Give the number of lines in the listing below that include the word "Tailwind", with nothing more.

**Data to use:**
— start —

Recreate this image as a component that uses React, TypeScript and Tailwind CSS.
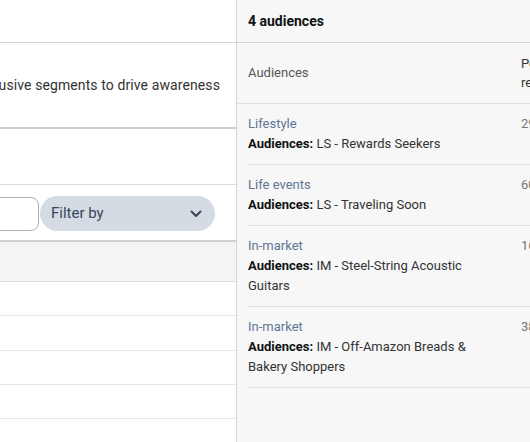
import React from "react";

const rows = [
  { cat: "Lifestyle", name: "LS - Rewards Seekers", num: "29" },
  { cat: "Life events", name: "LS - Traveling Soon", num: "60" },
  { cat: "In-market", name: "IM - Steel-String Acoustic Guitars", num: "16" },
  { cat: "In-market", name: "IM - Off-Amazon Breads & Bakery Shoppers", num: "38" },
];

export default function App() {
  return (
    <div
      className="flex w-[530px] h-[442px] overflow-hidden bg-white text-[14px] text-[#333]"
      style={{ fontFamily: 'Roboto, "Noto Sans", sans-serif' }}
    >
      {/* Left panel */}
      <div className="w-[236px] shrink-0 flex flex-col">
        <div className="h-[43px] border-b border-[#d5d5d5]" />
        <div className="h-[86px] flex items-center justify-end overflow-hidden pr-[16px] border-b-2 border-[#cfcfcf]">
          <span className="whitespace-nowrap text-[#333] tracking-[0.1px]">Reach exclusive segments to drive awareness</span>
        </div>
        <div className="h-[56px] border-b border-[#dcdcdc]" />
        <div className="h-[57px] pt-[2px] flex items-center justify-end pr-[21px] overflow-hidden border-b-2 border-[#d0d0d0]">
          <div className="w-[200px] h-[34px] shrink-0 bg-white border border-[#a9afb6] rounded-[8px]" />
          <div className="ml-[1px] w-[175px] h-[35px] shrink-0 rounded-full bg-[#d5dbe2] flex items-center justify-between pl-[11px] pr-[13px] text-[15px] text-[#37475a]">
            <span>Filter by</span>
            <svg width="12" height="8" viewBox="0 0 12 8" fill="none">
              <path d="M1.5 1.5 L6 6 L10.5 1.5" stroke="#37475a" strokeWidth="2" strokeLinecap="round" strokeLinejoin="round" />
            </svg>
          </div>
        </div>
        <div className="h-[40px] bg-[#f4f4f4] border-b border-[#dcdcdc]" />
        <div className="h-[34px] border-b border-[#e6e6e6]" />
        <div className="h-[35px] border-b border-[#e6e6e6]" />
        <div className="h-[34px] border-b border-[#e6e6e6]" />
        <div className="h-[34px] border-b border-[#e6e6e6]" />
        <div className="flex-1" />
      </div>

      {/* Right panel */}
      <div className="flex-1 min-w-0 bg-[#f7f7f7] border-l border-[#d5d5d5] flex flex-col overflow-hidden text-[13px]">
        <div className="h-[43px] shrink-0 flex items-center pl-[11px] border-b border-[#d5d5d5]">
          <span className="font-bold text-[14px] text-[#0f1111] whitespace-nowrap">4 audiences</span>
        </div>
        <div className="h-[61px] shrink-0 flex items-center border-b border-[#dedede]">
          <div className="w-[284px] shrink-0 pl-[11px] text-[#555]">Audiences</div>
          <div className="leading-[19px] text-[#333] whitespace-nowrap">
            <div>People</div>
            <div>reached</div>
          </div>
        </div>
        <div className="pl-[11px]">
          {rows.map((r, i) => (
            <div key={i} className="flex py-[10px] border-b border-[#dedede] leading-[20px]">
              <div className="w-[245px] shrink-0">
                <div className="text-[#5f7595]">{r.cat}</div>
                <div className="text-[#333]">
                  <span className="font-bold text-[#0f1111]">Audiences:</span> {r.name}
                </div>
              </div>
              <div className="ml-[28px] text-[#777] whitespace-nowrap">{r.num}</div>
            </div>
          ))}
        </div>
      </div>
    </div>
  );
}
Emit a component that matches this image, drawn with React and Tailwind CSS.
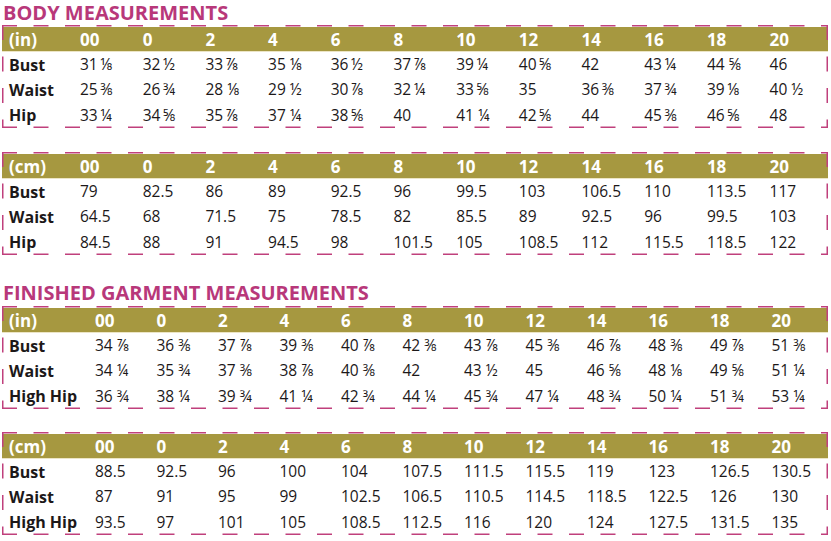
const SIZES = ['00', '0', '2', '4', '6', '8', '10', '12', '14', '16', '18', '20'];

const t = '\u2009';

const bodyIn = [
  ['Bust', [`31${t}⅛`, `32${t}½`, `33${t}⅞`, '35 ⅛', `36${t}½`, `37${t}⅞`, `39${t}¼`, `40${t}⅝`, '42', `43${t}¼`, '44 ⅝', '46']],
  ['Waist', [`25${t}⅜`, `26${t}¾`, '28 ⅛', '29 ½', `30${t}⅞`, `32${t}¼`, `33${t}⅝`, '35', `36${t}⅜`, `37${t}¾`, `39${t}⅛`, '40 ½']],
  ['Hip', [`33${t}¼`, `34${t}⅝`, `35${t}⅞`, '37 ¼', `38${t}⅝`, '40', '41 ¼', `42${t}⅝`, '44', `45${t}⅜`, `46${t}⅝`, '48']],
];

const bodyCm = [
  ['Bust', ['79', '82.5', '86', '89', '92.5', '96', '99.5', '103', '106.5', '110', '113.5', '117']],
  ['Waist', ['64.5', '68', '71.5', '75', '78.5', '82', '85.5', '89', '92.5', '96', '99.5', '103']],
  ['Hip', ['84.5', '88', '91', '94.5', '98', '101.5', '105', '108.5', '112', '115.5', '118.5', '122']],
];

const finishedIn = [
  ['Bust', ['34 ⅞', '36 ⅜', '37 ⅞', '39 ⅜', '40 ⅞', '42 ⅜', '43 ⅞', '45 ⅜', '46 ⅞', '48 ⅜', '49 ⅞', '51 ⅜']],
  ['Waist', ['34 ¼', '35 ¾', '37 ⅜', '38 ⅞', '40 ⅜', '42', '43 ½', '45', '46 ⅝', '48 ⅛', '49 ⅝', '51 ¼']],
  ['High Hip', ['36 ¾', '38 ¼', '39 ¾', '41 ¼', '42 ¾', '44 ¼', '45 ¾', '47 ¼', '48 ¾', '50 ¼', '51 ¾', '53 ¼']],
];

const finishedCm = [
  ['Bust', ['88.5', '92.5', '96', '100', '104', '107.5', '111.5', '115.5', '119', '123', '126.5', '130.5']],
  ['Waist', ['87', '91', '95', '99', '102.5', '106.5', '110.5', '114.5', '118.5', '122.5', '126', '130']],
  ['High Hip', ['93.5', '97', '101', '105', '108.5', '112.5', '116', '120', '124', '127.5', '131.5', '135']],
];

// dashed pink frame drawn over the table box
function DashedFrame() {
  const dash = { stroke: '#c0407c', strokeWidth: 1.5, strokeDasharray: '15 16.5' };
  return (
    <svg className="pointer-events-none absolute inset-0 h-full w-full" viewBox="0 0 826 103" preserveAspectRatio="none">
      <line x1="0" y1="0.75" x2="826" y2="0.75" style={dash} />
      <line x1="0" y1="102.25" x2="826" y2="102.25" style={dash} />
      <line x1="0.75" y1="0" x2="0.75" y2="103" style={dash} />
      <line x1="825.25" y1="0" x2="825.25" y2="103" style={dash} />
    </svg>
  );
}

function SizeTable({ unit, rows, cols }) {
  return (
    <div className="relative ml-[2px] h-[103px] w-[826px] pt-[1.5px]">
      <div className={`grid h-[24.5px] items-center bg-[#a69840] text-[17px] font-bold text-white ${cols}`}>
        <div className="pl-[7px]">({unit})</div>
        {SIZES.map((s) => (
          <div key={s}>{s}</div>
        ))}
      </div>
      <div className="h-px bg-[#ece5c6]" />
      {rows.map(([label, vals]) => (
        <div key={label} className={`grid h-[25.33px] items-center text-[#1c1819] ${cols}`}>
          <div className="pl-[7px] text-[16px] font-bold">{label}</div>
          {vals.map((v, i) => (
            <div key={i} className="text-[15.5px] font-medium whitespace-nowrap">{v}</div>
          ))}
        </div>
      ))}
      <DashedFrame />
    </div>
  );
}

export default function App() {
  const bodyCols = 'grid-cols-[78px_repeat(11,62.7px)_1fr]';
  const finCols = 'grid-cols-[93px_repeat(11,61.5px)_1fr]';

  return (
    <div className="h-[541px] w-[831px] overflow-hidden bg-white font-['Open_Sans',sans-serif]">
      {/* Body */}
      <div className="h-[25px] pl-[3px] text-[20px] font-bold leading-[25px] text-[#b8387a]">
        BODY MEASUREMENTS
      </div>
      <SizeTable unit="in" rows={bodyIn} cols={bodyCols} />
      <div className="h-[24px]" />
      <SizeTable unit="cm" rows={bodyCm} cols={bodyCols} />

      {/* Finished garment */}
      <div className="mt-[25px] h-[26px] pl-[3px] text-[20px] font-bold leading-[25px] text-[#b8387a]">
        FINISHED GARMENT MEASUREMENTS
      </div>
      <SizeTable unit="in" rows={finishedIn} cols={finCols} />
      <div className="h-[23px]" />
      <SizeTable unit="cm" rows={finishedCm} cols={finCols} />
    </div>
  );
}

— end —
— start —

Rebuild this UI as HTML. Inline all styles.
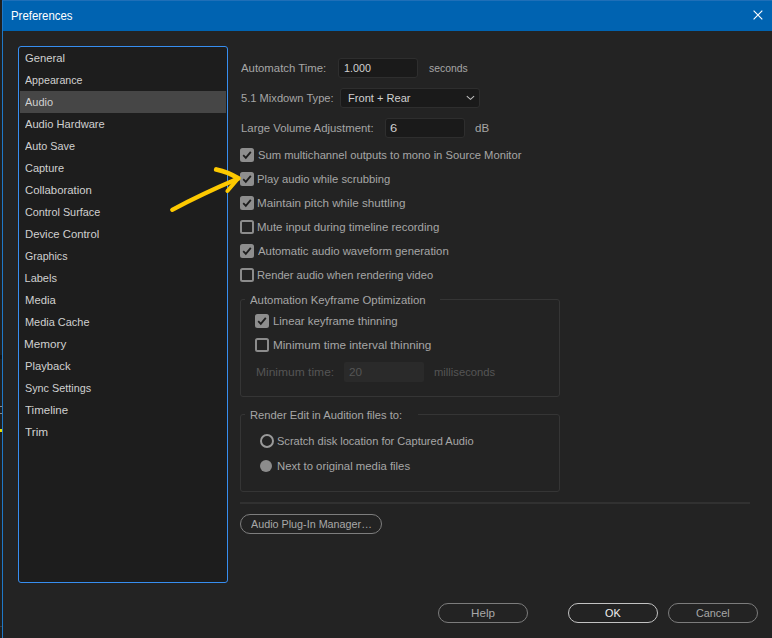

— end —
— start —

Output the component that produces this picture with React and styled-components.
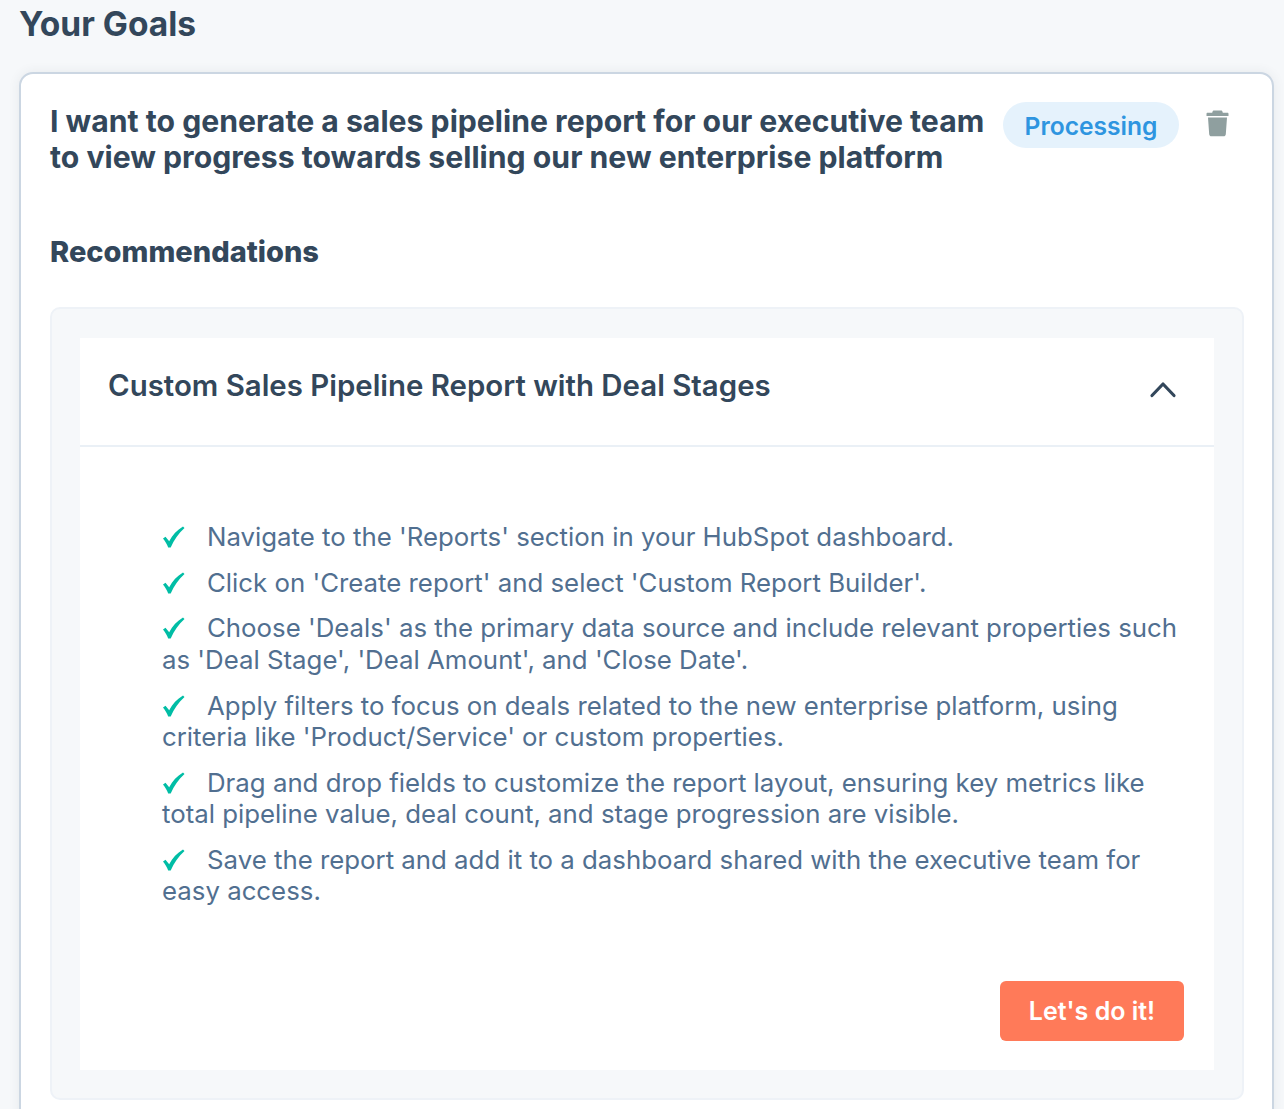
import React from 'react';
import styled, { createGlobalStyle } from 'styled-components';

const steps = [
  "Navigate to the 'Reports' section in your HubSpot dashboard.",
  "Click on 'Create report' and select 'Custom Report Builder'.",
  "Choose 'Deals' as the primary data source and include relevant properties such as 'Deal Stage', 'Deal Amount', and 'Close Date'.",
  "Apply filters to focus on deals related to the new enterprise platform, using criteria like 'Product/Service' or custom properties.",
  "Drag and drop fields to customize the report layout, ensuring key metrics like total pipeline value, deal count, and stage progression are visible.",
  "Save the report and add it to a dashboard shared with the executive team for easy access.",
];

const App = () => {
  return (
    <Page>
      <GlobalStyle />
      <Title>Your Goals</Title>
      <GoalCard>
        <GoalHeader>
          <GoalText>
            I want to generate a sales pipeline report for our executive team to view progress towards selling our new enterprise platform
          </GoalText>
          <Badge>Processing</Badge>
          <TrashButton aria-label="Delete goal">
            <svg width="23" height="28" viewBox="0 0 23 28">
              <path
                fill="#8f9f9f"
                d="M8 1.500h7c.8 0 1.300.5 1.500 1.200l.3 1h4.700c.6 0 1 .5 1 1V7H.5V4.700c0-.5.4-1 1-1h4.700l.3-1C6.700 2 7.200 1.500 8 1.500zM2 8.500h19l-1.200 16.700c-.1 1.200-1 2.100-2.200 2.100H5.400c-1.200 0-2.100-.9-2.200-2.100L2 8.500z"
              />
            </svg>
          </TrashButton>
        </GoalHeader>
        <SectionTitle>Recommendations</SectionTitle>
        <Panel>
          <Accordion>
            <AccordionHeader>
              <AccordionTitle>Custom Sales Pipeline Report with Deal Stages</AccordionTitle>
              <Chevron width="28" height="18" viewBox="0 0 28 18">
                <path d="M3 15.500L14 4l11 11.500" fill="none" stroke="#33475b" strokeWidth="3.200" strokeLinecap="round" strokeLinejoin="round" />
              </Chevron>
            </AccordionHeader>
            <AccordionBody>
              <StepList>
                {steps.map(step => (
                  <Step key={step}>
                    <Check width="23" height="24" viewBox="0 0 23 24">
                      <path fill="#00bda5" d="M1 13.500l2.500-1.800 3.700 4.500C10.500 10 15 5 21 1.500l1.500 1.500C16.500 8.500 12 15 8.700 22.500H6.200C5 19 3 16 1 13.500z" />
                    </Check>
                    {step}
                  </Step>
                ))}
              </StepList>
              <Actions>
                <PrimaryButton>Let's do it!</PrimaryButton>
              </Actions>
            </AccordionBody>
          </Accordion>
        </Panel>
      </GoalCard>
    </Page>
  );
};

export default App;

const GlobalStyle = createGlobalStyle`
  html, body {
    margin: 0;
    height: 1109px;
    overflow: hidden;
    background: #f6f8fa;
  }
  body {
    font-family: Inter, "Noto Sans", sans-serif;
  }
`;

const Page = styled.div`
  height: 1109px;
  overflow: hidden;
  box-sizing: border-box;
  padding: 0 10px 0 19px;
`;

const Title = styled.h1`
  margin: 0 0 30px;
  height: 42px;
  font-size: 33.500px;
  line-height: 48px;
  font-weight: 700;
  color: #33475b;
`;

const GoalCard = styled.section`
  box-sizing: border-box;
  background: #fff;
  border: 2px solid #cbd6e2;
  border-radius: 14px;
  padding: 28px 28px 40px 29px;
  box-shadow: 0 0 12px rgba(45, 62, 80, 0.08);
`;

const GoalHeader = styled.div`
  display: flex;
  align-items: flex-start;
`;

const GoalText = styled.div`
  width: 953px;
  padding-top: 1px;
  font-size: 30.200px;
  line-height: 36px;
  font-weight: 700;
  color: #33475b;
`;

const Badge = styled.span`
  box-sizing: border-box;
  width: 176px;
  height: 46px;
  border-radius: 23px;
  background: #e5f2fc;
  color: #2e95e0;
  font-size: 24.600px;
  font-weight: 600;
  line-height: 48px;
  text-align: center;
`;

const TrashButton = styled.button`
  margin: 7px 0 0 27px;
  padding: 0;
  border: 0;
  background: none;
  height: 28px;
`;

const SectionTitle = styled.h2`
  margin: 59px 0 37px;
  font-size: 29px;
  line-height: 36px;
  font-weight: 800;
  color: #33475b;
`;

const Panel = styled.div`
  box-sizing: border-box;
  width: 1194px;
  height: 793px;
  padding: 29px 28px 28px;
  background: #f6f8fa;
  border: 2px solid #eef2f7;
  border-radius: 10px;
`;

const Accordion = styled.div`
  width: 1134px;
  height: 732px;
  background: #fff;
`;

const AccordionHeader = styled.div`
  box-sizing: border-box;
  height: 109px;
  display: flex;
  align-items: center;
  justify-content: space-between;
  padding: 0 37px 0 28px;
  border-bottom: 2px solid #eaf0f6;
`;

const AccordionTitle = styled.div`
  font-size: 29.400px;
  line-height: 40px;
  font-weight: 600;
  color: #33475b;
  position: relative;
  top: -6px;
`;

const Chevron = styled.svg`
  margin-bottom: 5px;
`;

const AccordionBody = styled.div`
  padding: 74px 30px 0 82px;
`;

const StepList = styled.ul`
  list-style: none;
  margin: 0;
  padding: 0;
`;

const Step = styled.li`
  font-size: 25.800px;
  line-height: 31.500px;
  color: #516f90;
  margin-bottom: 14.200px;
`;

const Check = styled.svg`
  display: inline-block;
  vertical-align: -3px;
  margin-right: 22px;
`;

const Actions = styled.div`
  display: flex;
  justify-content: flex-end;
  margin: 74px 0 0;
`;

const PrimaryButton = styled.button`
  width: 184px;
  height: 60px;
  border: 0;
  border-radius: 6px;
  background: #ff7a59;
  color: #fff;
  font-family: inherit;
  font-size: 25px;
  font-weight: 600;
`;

— end —

**Answer to this task:**
2